## [Problem details]
Find every line in the records below that holds the word "screenshot" and copy it.

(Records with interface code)
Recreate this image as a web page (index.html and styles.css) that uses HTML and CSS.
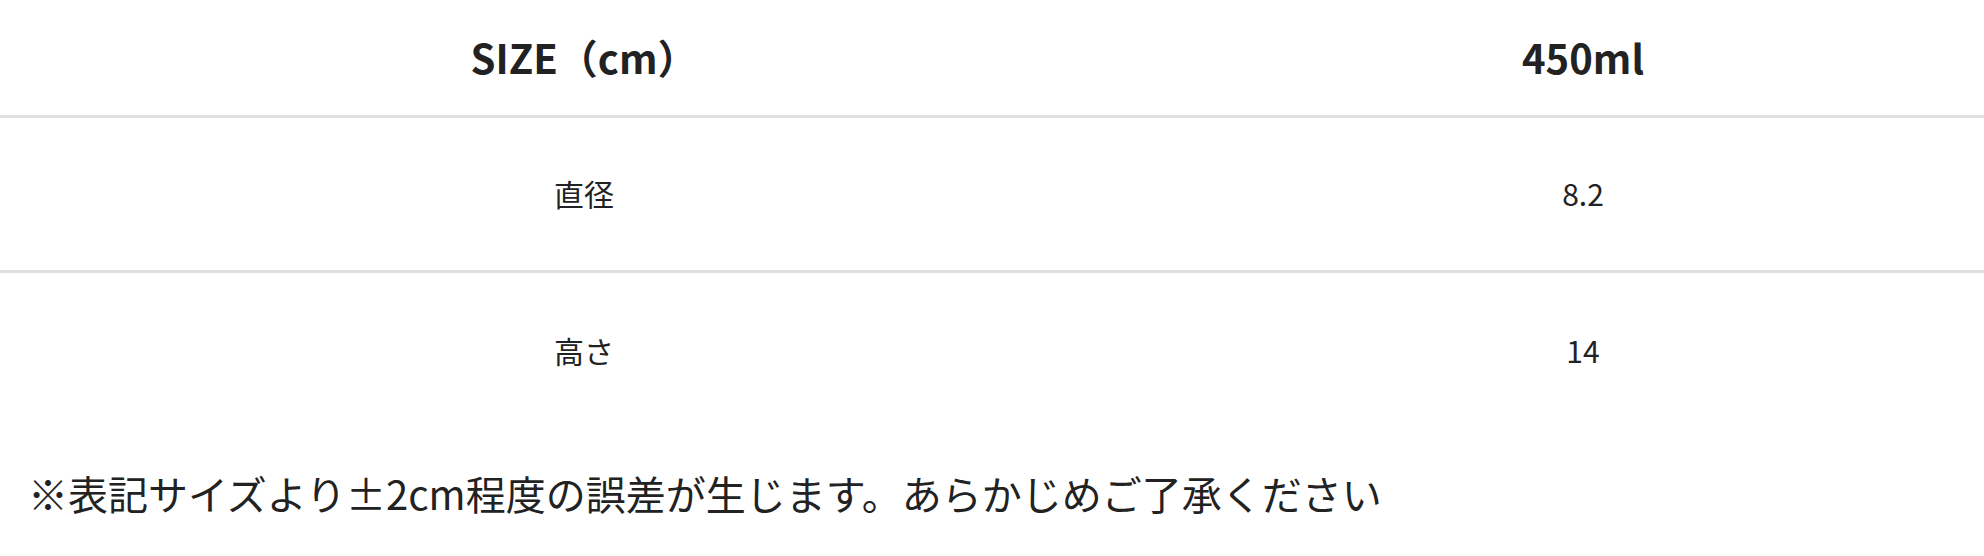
FILE: index.html
```html
<!DOCTYPE html>
<html lang="ja">
<head>
    <meta charset="UTF-8">
    <meta name="viewport" content="width=device-width, initial-scale=1.0">
    <title>サイズ表</title>
    <link rel="stylesheet" href="styles.css">
</head>
<body>
    <table class="size-table">
        <thead>
            <tr>
                <th class="col-name">SIZE（cm）</th>
                <th class="col-value">450ml</th>
            </tr>
        </thead>
        <tbody>
            <tr>
                <td class="col-name">直径</td>
                <td class="col-value">8.2</td>
            </tr>
            <tr class="last-row">
                <td class="col-name">高さ</td>
                <td class="col-value">14</td>
            </tr>
        </tbody>
    </table>
    <p class="note">※表記サイズより±2cm程度の誤差が生じます。あらかじめご了承ください</p>
</body>
</html>
```

FILE: styles.css
```css
* {
    margin: 0;
    padding: 0;
    box-sizing: border-box;
}
body {
    font-family: "Noto Sans CJK JP", "Noto Sans", sans-serif;
    color: #222;
    background: #fff;
}
.size-table {
    width: 100%;
    border-collapse: collapse;
    table-layout: fixed;
}
.size-table th,
.size-table td {
    text-align: center;
    vertical-align: middle;
    border-bottom: 3px solid #e0e0e0;
}
.size-table th {
    font-size: 40px;
    font-weight: 700;
    height: 116px;
    line-height: 1.2;
}
.size-table td {
    font-size: 30px;
    font-weight: 400;
    height: 155px;
    line-height: 1.5;
}
.size-table .col-name {
    width: 1168px;
}
.size-table .col-value {
    padding-left: 14px;
}
.size-table .last-row td {
    border-bottom: none;
    height: 158px;
}
.note {
    font-size: 40px;
    line-height: 60px;
    padding-left: 28px;
    margin-top: 34px;
    white-space: nowrap;
}
```
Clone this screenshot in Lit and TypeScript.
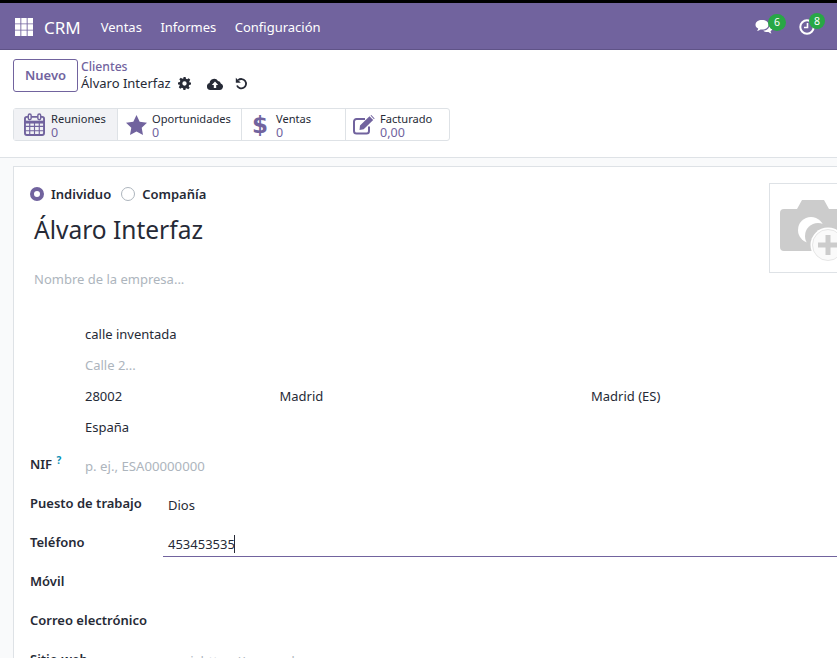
import { LitElement, html, css, svg } from 'lit';
import { customElement } from 'lit/decorators.js';

const calendarIcon = svg`<svg width="21" height="23" viewBox="0 0 22 24" fill="none" stroke="#71639e">
  <rect x="1" y="4" width="20" height="19" rx="2" stroke-width="2"/>
  <path d="M1 9.500h20" stroke-width="3"/>
  <path d="M1 14h20M1 18.500h20M6 10v13M11 10v13M16 10v13" stroke-width="1.200"/>
  <rect x="4.500" y="1" width="3" height="6" rx="1.500" fill="#f1f2f5" stroke-width="1.500"/>
  <rect x="14.500" y="1" width="3" height="6" rx="1.500" fill="#f1f2f5" stroke-width="1.500"/>
</svg>`;

const starIcon = svg`<svg width="21" height="20" viewBox="0 0 21 20"><path fill="#71639e" d="M10.500 0l3.200 6.700 7.300 1-5.300 5.100 1.300 7.200-6.500-3.500L4 20l1.300-7.200L0 7.700l7.300-1z"/></svg>`;

const editIcon = svg`<svg width="22" height="20" viewBox="0 0 22 20" fill="none">
  <path d="M16 11.500V16a2.500 2.500 0 0 1-2.500 2.500H3.500A2.500 2.500 0 0 1 1 16V6.500A2.500 2.500 0 0 1 3.500 4H12" stroke="#71639e" stroke-width="2"/>
  <path fill="#71639e" d="M7 10.500L16.500 1.200l3.700 3.700-9.500 9.400-4.200.6zM17.500.5l.8-.4 3.300 3.300-.6.800z"/>
</svg>`;

const gearIcon = svg`<svg width="13" height="13" viewBox="0 0 24 24"><path fill="#262a36" fill-rule="evenodd" d="M10 0h4l.7 3.400 2.200.9 2.900-1.900 2.800 2.800-1.900 2.900.9 2.200L24 10v4l-3.400.7-.9 2.200 1.900 2.900-2.800 2.800-2.900-1.900-2.200.9L14 24h-4l-.7-3.400-2.200-.9-2.900 1.900-2.800-2.800 1.900-2.900-.9-2.200L0 14v-4l3.400-.7.9-2.200-1.900-2.900 2.800-2.800 2.900 1.900 2.200-.9zM12 8a4 4 0 1 0 0 8 4 4 0 0 0 0-8z"/></svg>`;

const cloudIcon = svg`<svg width="16" height="12" viewBox="0 0 16 12"><path fill="#262a36" fill-rule="evenodd" d="M3.500 12A3.500 3.500 0 0 1 2.600 5.100 4.500 4.500 0 0 1 11 3.100 3 3 0 0 1 13.800 5.600 3.300 3.300 0 0 1 12.500 12zM8 3.500L4.800 7h2v3h2.400V7h2z"/></svg>`;

const undoIcon = svg`<svg width="13" height="13" viewBox="0 0 13 13" fill="none"><path d="M3.200 3.200A4.700 4.700 0 1 1 2 8.500" stroke="#262a36" stroke-width="1.800"/><path fill="#262a36" d="M.8.800v5h5z"/></svg>`;

const commentsIcon = svg`<svg width="18" height="15" viewBox="0 0 18 15"><path fill="#fff" d="M7 0c3.800 0 6.500 2 6.500 4.800S10.800 9.600 7 9.600l-1.500-.1C4.500 10.400 3.300 10.900 2 11.100c.7-.8 1.100-1.600 1.200-2.500C1.400 7.800.5 6.400.5 4.800.5 2 3.200 0 7 0z"/><path fill="#fff" d="M14.500 5c1.900.7 3 1.900 3 3.300 0 1.200-.8 2.200-2 2.900.1.800.5 1.500 1.100 2.300-1.200-.2-2.300-.7-3.100-1.500-2 .3-4.200-.2-5.300-1.300 3.500 0 6.300-2.300 6.300-5.700z"/></svg>`;

const clockIcon = svg`<svg width="16" height="16" viewBox="0 0 16 16" fill="none" stroke="#fff"><circle cx="8" cy="8" r="6.700" stroke-width="2"/><path d="M8.500 4v4.500H5" stroke-width="1.600"/></svg>`;

const appsIcon = svg`<svg width="18" height="18" viewBox="0 0 18 18" fill="#fff"><path d="M0 0h5.400v5.400H0zM6.300 0h5.400v5.400H6.300zM12.600 0H18v5.400h-5.400zM0 6.300h5.400v5.400H0zM6.300 6.300h5.400v5.400H6.300zM12.600 6.300H18v5.400h-5.400zM0 12.600h5.400V18H0zM6.300 12.600h5.400V18H6.300zM12.600 12.600H18V18h-5.400z"/></svg>`;

const cameraIcon = svg`<svg class="camera" width="72" height="63" viewBox="0 0 72 63">
  <path fill="#ccc" d="M4 9h13l5-9h22l5 9h15a4 4 0 0 1 4 4v34a4 4 0 0 1-4 4H4a4 4 0 0 1-4-4V13a4 4 0 0 1 4-4z"/>
  <circle cx="31" cy="30" r="13" fill="#fff"/>
  <circle cx="38" cy="36" r="13" fill="#ccc"/>
  <circle cx="48" cy="45" r="17.500" fill="#fff"/>
  <circle cx="48" cy="45" r="15.500" fill="#fafafa" stroke="#e6e6e6"/>
  <path d="M48 35v20M38 45h20" stroke="#ccc" stroke-width="5"/>
</svg>`;

@customElement('app-root')
export class AppRoot extends LitElement {
  static override styles = css`
    :host {
      display: block;
      width: 837px;
      height: 658px;
      overflow: hidden;
      background: #f9fafb;
      font-family: 'Noto Sans', sans-serif;
      font-size: 13px;
      color: #262a36;
    }

    /* ── Navbar ── */
    .topedge { height: 3px; background: #000; }
    .navbar {
      height: 47px;
      box-sizing: border-box;
      display: flex;
      align-items: center;
      background: #71639e;
      border-bottom: 1px solid #5f5387;
      color: #fff;
      padding: 2px 0 0 15px;
    }
    .brand { font-size: 17px; margin-left: 11px; margin-right: 20px; }
    .menu { font-size: 13px; margin-right: 18.500px; }
    .systray { margin-left: auto; display: flex; align-items: center; }
    .tray-item { position: relative; display: flex; }
    .tray-item.chat { margin-right: 26px; }
    .tray-item.clock { margin-right: 22px; }
    .count {
      position: absolute;
      border-radius: 50%;
      background: #28a745;
      font-size: 10.500px;
      text-align: center;
      color: #fff;
    }
    .chat .count { top: -6px; left: 13px; width: 18px; height: 17px; line-height: 17px; }
    .clock .count { top: -6px; left: 10px; width: 16px; height: 16px; line-height: 16px; }

    /* ── Control panel ── */
    .panel {
      height: 108px;
      box-sizing: border-box;
      background: #fff;
      border-bottom: 1px solid #dee2e6;
      padding: 8px 13px 0;
    }
    .panel-top { display: flex; align-items: center; height: 34px; }
    .btn-new {
      box-sizing: border-box;
      width: 65px;
      height: 33px;
      border: 1px solid #71639e;
      border-radius: 3px;
      display: flex;
      align-items: center;
      justify-content: center;
      color: #71639e;
      font-weight: 600;
      margin-right: 3px;
    }
    .crumb { line-height: 17px; }
    .crumb-link { color: #71639e; font-weight: 500; font-size: 12.200px; }
    .crumb-row { display: flex; align-items: center; }
    .crumb-row svg { display: block; }
    .gear { margin-left: 7px; }
    .cloud { margin-left: 16px; }
    .undo { margin-left: 12px; }

    .stats {
      display: flex;
      width: 437px;
      height: 33px;
      margin-top: 16px;
      border: 1px solid #dee2e6;
      border-radius: 3px;
      box-sizing: border-box;
    }
    .stat {
      box-sizing: border-box;
      display: flex;
      align-items: center;
      border-right: 1px solid #dee2e6;
      line-height: 14px;
      font-size: 11.100px;
    }
    .stat:last-child { border-right: none; }
    .stat.active { background: #f1f2f5; }
    .stat .ico { width: 34px; display: flex; justify-content: center; flex-shrink: 0; padding-left: 2px; box-sizing: border-box; }
    .stat.active .ico { width: 37px; padding-left: 4px; }
    .stat .txt { padding-top: 2px; }
    .stat .val { color: #71639e; font-size: 12.500px; }
    .dollar { color: #71639e; font-family: 'DejaVu Sans', sans-serif; font-weight: 700; font-size: 23px; line-height: 24px; }

    /* ── Form sheet ── */
    .sheet {
      box-sizing: border-box;
      width: 900px;
      height: 520px;
      margin: 8px 0 0 13px;
      background: #fff;
      border: 1px solid #dee2e6;
      padding: 16px 16px 0;
    }
    .head { display: flex; height: 110px; }
    .head-main { width: 739px; flex-shrink: 0; }
    .radios { display: flex; align-items: center; height: 21px; font-weight: 600; color: #262a36; font-size: 13px; }
    .radio { box-sizing: border-box; width: 14px; height: 14px; border-radius: 50%; border: 1px solid #adb5bd; margin-right: 7px; }
    .radio.on { border: 4px solid #71639e; background: #fff; margin-right: 7px; }
    .radios .gap { margin-right: 10px; }
    .name { font-size: 24.500px; line-height: 36px; margin: 8px 0 0 4px; }
    .company { margin: 22px 0 0 4px; color: #adb5bd; font-size: 13px; line-height: 18px; }
    .avatar {
      box-sizing: border-box;
      width: 90px;
      height: 90px;
      flex-shrink: 0;
      border: 1px solid #dee2e6;
      padding: 16px 0 0 10px;
    }
    .camera { display: block; }

    .address { padding: 26px 0 0 55px; }
    .line { height: 31px; line-height: 31px; display: flex; font-size: 13px; }
    .muted { color: #adb5bd; }
    .col1 { width: 194.500px; }
    .col2 { width: 311.500px; }

    .field { display: flex; height: 38.700px; align-items: center; }
    .fields { margin-top: 3px; }
    .field.after-focus { margin-top: 1px; }
    .label { width: 133px; font-weight: 600; font-size: 13px; flex-shrink: 0; position: relative; top: -1px; }
    .help { color: #0a8fb5; font-size: 10px; vertical-align: super; font-weight: 700; margin-left: 1px; line-height: 0; }
    .value { padding-left: 5px; position: relative; top: 1px; }
    .nif-value { margin-left: -83px; font-size: 13.200px; }
    .value.focus {
      box-sizing: border-box;
      width: 700px;
      height: 26px;
      top: 0;
      margin-top: 3px;
      display: flex;
      align-items: center;
      border-bottom: 1px solid #71639e;
    }
    .caret { display: inline-block; width: 1px; height: 18px; margin-left: -1px; background: #262a36; }
  `;

  override render() {
    return html`
      <div class="topedge"></div>
      <nav class="navbar">
        ${appsIcon}
        <span class="brand">CRM</span>
        <span class="menu">Ventas</span>
        <span class="menu">Informes</span>
        <span class="menu">Configuración</span>
        <div class="systray">
          <div class="tray-item chat">${commentsIcon}<span class="count">6</span></div>
          <div class="tray-item clock">${clockIcon}<span class="count">8</span></div>
        </div>
      </nav>

      <section class="panel">
        <div class="panel-top">
          <div class="btn-new">Nuevo</div>
          <div class="crumb">
            <div class="crumb-link">Clientes</div>
            <div class="crumb-row">
              <span>Álvaro Interfaz</span>
              <span class="gear">${gearIcon}</span>
              <span class="cloud">${cloudIcon}</span>
              <span class="undo">${undoIcon}</span>
            </div>
          </div>
        </div>
        <div class="stats">
          <div class="stat active" style="width:104px">
            <span class="ico">${calendarIcon}</span>
            <div class="txt">Reuniones<br /><span class="val">0</span></div>
          </div>
          <div class="stat" style="width:124px">
            <span class="ico">${starIcon}</span>
            <div class="txt">Oportunidades<br /><span class="val">0</span></div>
          </div>
          <div class="stat" style="width:104px">
            <span class="ico"><span class="dollar">$</span></span>
            <div class="txt">Ventas<br /><span class="val">0</span></div>
          </div>
          <div class="stat" style="width:103px">
            <span class="ico">${editIcon}</span>
            <div class="txt">Facturado<br /><span class="val">0,00</span></div>
          </div>
        </div>
      </section>

      <main class="sheet">
        <div class="head">
          <div class="head-main">
            <div class="radios">
              <span class="radio on"></span><span class="gap">Individuo</span>
              <span class="radio"></span><span>Compañía</span>
            </div>
            <div class="name">Álvaro Interfaz</div>
            <div class="company">Nombre de la empresa...</div>
          </div>
          <div class="avatar">${cameraIcon}</div>
        </div>

        <div class="address">
          <div class="line">calle inventada</div>
          <div class="line muted">Calle 2...</div>
          <div class="line">
            <span class="col1">28002</span><span class="col2">Madrid</span><span>Madrid (ES)</span>
          </div>
          <div class="line">España</div>
        </div>

        <div class="fields">
          <div class="field">
            <span class="label">NIF <span class="help">?</span></span>
            <span class="value muted nif-value">p. ej., ESA00000000</span>
          </div>
          <div class="field">
            <span class="label">Puesto de trabajo</span>
            <span class="value">Dios</span>
          </div>
          <div class="field">
            <span class="label">Teléfono</span>
            <span class="value focus">453453535<span class="caret"></span></span>
          </div>
          <div class="field after-focus"><span class="label">Móvil</span></div>
          <div class="field"><span class="label">Correo electrónico</span></div>
          <div class="field">
            <span class="label">Sitio web</span>
            <span class="value muted">p. ej. https://www.odoo.com</span>
          </div>
        </div>
      </main>
    `;
  }
}

declare global {
  interface HTMLElementTagNameMap {
    'app-root': AppRoot;
  }
}
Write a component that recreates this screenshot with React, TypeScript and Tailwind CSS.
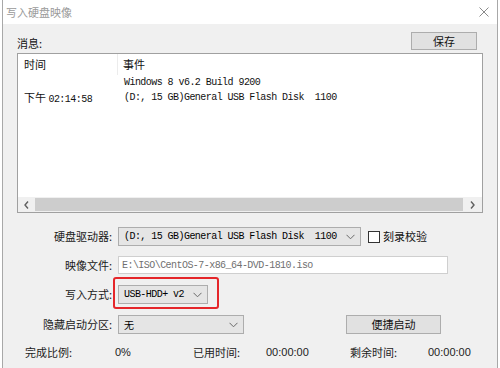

## [Right answer]
Clone this screenshot in Lit and TypeScript.
Write a component that recreates this screenshot with React, TypeScript and Tailwind CSS.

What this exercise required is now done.